Join us in Tuscany and Sorrento this fall - September 18-25  -- for a fabulous photo tour, eating tour, siteseeing tour.  For more information, check out my website, or

Sunday, March 20, 2011

Moon Shots

I though I'd add my not-so-great moon shots to the electronic ether.  As everyone seems to know, last night's moon was extraordinarily bright.  So I set my camera to its fastest speed and tried to capture something other than a white circle in a black space.  In my backyard, the moon was screened by the branches of my neighbor's tree, so I used that for 1) a focusing aid and 2) a kind of foreground.
Then, I'm not sure why,  I tried it without sharp focus.  Thought it might be an artsy effect.  Oh well.
I've tried full moon shots for years, and have never been really happy with any of them.  If you use a slower speed to bring in more ambient light, you make an interesting discovery -- the moon moves!  I like to think of my efforts as interesting failures.

Saturday, March 19, 2011

Maple Sugaring in the Catskills

A life-long dream fulfilled!  I went to a maple sugar operation while they were boiling the sap.  I read in the New York Times that this weekend is Maple Sugar Weekend, checked out the website, and decided to visit the Catskill Mountain Maple Farm, 65 Charlie Wood Road, in Delancey, NY.  They advertised a free pancake breakfast.   Galina joined me on the trip, and we left Saturday morning.  We drove for 2 hours - mostly in very scenic country, and arrived at the farm.
It was a modest, working farm.  Up on the hill was the sugar house.  There were about 20 or so people having pancakes with syrup -- some tourists, but mostly farmers from the neighboring farms.  You sat down and waited your turn.  The coffee was good - sweetened with maple syrup.  Was doubtful at first, but it's really good that way -- you should try it.

Breakfast was 2 pancakes, eggs and a really good sausage patty, drenched in fresh maple syrup.  Very yum.  Talked to the farmer's children at our table.
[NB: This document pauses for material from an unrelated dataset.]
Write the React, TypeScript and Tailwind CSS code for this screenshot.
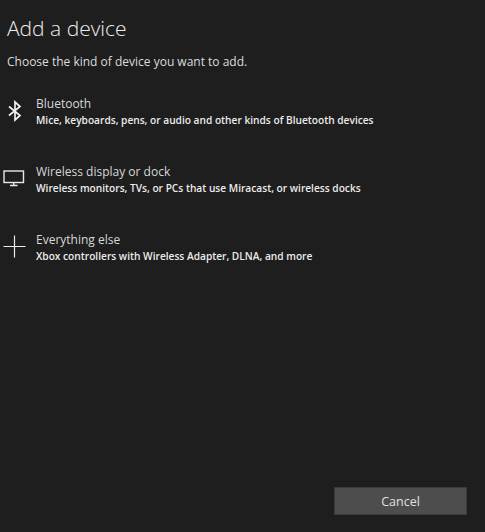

They tap around 3,000 sugar maples, some on their farm, others they rent from other people around the area.  The sap is late this year -- usually starts the end of January, but this year it began the end of February.  They have about 2 more weeks of sap.  
The sap boils down until it becomes syrup.  The different grades are distinguished by their color -- the light color, from the first sap, is the most highly prized; the later sap is darker, and the taste changes as the tree begins to divert more of the sap for the buds.
Lots for sale.  I got maple syrup, maple sugar candy, maple butter and maple cotton candy.  Passed on the maple mustard and the maple/pumpkin sauce.
Those are maple barrels.  Farm has a nice view...
Drove into Andes and hit a couple of antique stores.  Most don't open for until Memorial Day.  This place had a skeleton - named Fred -- a stuffed goose -- not for sale -- a lot of anatomical charts, and other cool stuff.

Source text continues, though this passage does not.